Corretja, like Thiem and Monfils, had achieved positive results earlier in the year – including four ATP World Tour titles – and the Spaniard relied on those results to inflate his confidence in Hanover. “I felt that I was physically very strong and mentally I was quite fresh,” he said.

But winning the season finale during his debut year against the likes of Agassi, Carlos Moya, Tim Henman and World No. 1 Pete Sampras, who was trying to finish year-end No. 1 for the sixth consecutive season? Corretja wasn't so sure. “OK, let’s go day-by-day,” he remembers telling his coach.

But Corretja won his first round-robin match when Agassi retired down 5-7, 6-3, 2-1. The 5'11” Corretja then fell to Brit Tim Henman but dismissed countryman Albert Costa to reach the semi-finals.
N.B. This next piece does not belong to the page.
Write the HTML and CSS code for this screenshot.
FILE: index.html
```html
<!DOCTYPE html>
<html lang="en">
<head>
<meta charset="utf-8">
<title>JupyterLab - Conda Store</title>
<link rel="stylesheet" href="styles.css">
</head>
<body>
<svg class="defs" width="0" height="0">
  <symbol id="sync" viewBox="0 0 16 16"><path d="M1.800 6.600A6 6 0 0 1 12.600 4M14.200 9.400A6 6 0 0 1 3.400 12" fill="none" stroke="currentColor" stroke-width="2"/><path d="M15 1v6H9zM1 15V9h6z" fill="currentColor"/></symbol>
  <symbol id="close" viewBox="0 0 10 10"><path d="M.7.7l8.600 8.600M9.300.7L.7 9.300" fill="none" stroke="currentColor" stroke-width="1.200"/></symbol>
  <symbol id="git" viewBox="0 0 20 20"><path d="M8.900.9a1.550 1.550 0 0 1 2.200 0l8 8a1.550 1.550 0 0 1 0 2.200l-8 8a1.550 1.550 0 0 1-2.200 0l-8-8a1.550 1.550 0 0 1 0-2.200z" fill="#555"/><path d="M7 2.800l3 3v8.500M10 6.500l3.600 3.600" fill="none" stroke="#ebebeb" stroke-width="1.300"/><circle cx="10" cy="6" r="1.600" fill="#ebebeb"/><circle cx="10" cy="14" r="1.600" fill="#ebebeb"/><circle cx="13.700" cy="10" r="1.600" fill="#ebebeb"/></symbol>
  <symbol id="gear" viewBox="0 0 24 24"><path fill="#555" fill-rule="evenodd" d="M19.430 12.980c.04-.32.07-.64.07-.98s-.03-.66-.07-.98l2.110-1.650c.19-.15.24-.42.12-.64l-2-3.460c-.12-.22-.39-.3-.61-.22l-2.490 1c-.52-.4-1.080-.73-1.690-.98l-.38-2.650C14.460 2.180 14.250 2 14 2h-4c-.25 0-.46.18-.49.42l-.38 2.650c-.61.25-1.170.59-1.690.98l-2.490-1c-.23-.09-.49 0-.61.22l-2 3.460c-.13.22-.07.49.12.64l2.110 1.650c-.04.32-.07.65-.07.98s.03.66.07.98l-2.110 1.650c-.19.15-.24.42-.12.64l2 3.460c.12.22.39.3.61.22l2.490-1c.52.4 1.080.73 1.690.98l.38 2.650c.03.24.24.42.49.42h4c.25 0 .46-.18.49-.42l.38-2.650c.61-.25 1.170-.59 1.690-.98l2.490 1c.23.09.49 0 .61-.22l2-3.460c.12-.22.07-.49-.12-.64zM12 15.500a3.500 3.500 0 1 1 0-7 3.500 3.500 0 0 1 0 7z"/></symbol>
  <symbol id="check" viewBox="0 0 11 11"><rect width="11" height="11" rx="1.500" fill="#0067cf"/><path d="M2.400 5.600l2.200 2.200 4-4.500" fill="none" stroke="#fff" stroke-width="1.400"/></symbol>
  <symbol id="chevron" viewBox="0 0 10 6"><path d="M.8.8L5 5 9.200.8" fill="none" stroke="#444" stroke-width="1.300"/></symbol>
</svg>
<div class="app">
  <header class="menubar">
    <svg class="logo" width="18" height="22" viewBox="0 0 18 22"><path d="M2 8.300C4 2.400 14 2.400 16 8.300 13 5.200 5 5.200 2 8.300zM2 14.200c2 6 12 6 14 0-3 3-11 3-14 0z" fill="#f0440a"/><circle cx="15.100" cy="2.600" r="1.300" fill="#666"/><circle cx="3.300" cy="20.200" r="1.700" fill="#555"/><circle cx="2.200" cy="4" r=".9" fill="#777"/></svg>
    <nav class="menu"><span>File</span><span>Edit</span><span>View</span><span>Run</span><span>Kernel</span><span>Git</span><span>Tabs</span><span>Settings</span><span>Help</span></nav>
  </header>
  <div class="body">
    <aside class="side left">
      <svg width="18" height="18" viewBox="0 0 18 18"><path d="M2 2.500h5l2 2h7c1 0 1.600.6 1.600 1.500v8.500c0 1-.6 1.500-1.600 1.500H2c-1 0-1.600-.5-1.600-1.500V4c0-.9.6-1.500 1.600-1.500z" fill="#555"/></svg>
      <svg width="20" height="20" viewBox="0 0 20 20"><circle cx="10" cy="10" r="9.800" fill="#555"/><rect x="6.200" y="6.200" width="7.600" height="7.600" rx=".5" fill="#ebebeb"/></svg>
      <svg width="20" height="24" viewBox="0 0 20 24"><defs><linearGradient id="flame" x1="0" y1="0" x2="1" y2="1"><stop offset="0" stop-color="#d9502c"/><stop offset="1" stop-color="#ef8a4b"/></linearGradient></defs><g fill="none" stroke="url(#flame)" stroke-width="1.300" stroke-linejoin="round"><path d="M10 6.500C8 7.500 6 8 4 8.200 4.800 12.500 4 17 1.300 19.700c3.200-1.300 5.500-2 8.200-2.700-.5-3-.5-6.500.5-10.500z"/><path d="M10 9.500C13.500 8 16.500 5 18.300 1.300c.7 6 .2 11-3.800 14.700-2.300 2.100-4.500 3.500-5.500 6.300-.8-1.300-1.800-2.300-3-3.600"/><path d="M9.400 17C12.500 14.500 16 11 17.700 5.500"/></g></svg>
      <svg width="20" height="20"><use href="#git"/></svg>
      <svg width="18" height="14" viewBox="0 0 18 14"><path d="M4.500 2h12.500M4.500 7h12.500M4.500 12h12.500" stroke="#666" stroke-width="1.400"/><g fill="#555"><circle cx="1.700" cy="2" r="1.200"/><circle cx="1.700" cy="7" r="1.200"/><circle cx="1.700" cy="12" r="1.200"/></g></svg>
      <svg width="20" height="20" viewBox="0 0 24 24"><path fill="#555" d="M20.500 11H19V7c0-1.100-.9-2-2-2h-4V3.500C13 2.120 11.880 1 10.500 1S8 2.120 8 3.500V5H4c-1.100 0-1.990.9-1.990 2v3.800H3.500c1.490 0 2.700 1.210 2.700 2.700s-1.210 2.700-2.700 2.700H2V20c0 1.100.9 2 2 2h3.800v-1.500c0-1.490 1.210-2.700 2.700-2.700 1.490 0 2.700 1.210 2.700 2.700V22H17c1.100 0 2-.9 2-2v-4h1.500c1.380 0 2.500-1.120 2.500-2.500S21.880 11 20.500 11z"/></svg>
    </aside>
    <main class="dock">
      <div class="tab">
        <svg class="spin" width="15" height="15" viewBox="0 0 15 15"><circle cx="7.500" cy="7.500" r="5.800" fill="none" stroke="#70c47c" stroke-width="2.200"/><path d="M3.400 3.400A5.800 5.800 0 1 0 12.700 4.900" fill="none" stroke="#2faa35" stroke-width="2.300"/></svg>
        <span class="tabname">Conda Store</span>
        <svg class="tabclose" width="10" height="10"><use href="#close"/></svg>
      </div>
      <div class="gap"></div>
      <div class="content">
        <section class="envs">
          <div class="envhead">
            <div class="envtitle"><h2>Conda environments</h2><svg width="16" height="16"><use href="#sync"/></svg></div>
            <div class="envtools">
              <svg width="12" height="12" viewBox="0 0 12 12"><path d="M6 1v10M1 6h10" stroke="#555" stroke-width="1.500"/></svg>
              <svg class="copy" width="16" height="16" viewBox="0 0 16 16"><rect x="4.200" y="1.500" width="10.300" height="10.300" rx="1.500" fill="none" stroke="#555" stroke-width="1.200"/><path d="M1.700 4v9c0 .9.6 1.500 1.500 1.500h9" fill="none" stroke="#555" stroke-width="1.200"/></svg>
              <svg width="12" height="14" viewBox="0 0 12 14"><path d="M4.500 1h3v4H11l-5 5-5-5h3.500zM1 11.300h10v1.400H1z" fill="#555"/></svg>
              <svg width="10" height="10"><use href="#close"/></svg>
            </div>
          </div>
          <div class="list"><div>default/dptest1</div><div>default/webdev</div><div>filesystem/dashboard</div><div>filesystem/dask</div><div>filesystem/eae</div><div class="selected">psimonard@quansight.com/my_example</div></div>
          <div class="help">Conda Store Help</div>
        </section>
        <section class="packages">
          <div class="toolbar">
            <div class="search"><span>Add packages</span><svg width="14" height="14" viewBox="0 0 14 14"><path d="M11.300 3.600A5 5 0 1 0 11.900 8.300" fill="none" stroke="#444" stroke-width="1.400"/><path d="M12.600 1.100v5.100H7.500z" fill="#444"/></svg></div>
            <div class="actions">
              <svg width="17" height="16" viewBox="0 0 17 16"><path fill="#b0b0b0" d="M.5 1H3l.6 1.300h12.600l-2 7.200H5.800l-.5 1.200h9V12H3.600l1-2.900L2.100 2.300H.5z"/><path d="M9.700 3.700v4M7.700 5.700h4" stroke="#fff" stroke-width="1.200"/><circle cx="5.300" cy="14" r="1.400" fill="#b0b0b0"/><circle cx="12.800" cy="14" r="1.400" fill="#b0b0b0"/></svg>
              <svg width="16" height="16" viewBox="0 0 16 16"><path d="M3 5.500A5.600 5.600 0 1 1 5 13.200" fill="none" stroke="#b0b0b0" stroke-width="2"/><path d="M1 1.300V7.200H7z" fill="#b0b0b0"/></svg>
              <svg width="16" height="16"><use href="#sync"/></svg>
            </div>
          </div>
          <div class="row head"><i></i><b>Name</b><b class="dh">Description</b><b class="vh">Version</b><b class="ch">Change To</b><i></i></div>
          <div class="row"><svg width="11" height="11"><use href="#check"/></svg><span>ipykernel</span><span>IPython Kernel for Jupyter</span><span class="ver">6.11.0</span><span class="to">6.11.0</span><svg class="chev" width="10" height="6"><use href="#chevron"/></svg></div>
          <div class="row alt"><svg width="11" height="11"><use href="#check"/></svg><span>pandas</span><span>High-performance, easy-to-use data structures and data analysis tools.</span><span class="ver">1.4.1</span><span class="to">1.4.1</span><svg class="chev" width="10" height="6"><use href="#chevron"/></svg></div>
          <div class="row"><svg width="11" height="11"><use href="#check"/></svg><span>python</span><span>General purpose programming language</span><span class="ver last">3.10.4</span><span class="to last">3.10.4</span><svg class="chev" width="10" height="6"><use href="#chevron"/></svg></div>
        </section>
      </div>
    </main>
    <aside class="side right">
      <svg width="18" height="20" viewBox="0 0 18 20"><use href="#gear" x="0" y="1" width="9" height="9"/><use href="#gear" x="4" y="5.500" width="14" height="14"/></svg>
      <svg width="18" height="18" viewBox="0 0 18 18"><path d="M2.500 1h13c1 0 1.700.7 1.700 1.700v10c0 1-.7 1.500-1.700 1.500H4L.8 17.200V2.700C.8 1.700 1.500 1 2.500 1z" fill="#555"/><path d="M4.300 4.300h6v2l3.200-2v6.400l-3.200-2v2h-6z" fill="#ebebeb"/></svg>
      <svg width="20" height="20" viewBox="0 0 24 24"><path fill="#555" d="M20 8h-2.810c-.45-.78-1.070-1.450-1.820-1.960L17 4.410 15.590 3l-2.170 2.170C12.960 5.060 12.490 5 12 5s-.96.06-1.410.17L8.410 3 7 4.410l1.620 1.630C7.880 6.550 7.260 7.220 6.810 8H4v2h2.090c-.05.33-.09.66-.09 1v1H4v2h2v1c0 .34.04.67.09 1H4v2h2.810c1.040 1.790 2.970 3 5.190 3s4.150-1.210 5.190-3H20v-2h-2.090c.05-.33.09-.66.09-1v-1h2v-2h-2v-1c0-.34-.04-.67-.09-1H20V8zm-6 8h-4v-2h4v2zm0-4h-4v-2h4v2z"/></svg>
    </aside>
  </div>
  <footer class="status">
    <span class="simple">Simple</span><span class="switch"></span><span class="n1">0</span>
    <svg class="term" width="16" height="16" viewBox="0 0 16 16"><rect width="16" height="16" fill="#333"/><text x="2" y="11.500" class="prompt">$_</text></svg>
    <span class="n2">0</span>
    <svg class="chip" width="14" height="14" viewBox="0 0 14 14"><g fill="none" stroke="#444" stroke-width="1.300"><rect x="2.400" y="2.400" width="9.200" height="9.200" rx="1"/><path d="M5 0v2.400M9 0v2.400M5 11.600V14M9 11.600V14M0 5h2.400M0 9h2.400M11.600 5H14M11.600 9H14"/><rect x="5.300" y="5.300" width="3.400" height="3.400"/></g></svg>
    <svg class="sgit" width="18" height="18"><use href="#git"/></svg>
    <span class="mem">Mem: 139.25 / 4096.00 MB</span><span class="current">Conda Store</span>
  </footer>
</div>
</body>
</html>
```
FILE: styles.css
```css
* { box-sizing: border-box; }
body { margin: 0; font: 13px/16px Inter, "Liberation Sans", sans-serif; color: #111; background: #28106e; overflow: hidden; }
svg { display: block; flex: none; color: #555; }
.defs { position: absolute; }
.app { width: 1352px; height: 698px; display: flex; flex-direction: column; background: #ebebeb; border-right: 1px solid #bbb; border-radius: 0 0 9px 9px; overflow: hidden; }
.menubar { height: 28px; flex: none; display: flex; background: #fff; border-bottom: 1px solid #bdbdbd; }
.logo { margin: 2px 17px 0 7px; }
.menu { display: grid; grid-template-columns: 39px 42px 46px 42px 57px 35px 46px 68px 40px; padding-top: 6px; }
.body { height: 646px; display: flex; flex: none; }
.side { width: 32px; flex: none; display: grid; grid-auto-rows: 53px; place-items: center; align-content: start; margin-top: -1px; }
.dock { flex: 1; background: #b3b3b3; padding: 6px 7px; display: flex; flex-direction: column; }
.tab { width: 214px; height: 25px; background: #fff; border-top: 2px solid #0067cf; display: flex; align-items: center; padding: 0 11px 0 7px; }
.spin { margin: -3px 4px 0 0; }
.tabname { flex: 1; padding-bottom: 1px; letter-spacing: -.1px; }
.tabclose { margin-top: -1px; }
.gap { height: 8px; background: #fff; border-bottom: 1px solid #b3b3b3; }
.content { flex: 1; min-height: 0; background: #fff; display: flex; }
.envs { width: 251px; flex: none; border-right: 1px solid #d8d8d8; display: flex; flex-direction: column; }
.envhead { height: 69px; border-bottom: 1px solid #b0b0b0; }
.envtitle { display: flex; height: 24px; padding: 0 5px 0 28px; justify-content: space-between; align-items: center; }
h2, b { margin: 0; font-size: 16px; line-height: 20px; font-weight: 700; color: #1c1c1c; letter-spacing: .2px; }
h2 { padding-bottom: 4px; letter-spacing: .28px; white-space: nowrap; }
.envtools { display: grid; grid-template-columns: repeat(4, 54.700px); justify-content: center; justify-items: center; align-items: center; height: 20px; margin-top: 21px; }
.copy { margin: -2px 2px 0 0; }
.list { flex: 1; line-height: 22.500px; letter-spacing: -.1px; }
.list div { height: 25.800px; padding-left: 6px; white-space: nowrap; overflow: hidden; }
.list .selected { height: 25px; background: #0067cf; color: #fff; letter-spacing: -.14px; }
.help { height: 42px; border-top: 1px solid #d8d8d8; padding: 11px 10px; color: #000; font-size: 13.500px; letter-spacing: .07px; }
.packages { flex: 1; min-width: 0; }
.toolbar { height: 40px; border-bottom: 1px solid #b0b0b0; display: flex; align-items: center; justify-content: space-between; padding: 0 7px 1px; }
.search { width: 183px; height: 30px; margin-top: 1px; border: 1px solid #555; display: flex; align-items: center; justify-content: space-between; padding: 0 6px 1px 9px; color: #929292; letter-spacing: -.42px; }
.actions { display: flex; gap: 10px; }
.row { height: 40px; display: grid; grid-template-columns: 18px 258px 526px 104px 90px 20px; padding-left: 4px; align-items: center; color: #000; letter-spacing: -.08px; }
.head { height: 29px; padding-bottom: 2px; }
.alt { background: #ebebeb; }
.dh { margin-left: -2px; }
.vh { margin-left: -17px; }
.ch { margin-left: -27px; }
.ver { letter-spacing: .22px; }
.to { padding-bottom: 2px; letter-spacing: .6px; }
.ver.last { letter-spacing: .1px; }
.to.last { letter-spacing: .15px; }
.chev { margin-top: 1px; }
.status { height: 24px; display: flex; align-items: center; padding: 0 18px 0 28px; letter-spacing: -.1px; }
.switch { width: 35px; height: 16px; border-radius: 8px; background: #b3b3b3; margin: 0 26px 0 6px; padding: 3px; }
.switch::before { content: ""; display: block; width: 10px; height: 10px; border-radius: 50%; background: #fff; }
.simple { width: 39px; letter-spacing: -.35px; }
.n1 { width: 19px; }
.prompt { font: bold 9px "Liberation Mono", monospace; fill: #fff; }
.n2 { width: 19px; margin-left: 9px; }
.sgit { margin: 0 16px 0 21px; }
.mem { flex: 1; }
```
There, he faced Sampras, whom Corretja had fallen to in the US Open quarter-finals two years prior, losing 7-6(7) in the fifth set. But he upset "Pistol Pete" and outlasted countryman Carlos Moya in the final to make history and prove his coach right.

If he could tell Monfils and Thiem one thing before they make their London debuts?

“I would pretty much say go for it. Don’t wait, don’t wait for it. Go for it,” Corretja said. “And then just believe. You’re there because you’re good enough to be with these guys.”